DATA EXTRACT:

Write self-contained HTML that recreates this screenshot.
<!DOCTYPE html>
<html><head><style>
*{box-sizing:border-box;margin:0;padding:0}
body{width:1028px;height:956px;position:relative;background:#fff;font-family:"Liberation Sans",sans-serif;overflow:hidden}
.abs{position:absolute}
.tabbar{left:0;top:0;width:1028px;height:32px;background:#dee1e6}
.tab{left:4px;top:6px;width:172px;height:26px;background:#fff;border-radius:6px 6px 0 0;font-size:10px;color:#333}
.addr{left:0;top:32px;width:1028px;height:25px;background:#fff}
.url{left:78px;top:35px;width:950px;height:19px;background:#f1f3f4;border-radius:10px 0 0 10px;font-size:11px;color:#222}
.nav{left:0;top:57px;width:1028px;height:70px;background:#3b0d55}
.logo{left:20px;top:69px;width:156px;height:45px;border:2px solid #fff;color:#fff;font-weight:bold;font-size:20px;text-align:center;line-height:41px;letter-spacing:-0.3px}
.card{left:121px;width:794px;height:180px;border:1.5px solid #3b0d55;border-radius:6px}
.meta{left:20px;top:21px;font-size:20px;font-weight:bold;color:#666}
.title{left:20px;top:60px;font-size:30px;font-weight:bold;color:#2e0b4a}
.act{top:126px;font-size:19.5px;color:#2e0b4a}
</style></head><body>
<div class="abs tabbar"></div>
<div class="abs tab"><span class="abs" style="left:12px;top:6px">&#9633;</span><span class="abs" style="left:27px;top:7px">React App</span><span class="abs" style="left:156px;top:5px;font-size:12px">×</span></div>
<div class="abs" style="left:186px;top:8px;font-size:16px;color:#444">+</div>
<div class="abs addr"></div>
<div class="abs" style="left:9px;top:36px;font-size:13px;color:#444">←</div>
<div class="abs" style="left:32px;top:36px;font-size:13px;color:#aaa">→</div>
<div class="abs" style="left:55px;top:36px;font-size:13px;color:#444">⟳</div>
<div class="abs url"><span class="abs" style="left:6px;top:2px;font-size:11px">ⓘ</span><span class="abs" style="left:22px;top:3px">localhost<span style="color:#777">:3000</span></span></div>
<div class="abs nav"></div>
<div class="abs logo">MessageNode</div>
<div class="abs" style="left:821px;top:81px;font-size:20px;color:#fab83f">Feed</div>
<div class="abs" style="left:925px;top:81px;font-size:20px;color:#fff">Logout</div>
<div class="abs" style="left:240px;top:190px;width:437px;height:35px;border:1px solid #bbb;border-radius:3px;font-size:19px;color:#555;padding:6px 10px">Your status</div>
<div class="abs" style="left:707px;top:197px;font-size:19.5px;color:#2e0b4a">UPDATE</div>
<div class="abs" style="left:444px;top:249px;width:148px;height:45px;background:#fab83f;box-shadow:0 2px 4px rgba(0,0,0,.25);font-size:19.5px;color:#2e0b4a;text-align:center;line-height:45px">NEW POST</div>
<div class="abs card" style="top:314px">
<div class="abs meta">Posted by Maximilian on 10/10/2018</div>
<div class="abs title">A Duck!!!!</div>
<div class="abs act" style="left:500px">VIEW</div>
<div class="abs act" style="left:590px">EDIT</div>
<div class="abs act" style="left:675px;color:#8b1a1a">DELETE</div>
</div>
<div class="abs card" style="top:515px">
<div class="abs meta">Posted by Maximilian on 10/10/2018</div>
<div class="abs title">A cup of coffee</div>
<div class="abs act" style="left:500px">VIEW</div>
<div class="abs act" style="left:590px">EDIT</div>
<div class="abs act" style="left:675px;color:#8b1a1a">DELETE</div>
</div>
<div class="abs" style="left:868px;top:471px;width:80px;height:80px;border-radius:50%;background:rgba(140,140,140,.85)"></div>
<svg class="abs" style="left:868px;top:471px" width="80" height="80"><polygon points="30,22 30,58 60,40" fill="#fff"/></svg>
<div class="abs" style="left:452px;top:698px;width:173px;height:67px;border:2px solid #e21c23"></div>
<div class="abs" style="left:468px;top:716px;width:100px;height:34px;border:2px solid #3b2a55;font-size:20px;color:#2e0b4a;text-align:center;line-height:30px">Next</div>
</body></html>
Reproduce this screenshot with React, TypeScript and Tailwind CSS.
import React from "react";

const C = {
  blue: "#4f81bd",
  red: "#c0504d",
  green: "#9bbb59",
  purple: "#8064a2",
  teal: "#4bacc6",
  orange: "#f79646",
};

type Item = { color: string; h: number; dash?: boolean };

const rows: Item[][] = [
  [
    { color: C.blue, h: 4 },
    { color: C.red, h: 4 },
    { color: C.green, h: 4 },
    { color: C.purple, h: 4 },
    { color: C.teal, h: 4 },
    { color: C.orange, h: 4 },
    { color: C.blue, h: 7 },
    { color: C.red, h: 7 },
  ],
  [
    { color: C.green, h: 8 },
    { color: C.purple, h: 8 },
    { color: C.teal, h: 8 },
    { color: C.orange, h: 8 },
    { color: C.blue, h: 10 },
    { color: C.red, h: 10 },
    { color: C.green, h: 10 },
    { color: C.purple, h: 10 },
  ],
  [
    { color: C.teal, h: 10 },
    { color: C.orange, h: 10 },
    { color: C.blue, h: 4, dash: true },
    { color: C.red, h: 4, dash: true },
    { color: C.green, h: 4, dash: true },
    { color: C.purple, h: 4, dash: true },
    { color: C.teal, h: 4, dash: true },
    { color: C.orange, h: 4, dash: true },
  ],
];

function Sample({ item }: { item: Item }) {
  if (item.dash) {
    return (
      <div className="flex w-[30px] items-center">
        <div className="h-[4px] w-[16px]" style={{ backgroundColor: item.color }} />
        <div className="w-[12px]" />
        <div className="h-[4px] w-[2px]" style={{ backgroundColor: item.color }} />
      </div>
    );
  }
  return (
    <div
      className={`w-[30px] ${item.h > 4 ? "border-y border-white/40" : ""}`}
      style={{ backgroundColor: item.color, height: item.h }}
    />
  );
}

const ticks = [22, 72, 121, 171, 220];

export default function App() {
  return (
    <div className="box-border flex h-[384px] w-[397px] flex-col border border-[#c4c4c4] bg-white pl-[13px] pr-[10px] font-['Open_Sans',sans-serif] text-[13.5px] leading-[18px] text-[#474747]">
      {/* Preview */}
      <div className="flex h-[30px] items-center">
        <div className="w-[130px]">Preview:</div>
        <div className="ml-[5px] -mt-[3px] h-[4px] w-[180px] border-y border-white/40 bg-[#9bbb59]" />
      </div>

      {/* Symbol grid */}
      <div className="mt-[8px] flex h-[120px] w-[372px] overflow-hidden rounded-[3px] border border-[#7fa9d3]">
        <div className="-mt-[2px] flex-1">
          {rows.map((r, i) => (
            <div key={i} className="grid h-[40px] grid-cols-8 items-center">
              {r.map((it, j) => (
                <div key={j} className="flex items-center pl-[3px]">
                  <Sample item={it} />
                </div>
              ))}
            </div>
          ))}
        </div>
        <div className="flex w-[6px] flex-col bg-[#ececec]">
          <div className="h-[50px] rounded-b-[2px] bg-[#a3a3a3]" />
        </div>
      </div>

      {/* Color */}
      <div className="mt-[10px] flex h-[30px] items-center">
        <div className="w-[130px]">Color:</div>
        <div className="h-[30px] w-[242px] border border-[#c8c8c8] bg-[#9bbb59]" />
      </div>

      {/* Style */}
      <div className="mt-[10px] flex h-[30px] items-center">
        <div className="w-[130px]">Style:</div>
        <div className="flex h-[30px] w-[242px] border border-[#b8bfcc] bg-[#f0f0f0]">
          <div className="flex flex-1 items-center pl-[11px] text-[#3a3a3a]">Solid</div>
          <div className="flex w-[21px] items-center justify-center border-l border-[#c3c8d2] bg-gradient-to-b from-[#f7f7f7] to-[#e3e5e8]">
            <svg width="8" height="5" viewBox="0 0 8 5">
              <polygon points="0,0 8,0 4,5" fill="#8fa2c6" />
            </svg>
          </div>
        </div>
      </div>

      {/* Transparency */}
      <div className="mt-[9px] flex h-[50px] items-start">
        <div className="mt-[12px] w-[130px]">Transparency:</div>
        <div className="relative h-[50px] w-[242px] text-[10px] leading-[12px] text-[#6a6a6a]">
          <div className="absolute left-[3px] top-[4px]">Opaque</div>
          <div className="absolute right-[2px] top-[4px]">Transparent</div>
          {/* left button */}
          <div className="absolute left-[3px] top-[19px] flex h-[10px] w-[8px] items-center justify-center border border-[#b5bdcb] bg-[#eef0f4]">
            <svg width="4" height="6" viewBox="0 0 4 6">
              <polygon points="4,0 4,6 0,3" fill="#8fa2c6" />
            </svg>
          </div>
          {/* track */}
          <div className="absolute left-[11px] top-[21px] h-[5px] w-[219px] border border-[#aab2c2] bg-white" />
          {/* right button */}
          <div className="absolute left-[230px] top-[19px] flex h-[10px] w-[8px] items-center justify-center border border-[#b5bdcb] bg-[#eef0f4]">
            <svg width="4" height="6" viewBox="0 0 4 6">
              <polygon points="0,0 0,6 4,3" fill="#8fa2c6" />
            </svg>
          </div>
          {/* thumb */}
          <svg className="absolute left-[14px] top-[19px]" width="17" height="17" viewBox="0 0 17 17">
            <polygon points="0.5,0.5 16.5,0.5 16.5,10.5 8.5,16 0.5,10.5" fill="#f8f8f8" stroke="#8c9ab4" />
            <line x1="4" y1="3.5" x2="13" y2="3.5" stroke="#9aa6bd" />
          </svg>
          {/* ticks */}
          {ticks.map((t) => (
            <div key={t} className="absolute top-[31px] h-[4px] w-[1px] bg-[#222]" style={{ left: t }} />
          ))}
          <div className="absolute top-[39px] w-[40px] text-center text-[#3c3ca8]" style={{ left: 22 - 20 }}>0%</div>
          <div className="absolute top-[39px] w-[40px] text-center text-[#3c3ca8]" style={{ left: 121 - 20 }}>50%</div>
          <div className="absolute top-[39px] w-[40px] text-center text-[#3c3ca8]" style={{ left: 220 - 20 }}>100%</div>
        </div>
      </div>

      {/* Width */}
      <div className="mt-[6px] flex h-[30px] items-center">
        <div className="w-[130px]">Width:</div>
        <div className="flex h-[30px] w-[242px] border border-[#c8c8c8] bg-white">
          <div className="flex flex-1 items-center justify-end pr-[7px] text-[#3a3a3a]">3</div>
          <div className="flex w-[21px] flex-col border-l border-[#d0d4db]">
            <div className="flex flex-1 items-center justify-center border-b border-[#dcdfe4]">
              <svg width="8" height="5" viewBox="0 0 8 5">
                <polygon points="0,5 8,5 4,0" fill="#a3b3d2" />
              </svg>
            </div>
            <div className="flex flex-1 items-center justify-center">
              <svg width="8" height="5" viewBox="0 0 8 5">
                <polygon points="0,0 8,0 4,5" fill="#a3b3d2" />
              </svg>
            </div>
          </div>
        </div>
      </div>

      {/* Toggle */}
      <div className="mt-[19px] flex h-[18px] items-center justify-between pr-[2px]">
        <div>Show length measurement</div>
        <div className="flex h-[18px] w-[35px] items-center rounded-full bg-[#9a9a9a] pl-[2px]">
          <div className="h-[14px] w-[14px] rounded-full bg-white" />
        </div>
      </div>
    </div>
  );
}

WORK TO COMPLETE:
Extract verbatim only those lines that run from the line with "Reproduce this screenshot" to the line with "string; h: number;", inclusive.

FINAL ANSWER:
Reproduce this screenshot with React, TypeScript and Tailwind CSS.
import React from "react";

const C = {
  blue: "#4f81bd",
  red: "#c0504d",
  green: "#9bbb59",
  purple: "#8064a2",
  teal: "#4bacc6",
  orange: "#f79646",
};

type Item = { color: string; h: number; dash?: boolean };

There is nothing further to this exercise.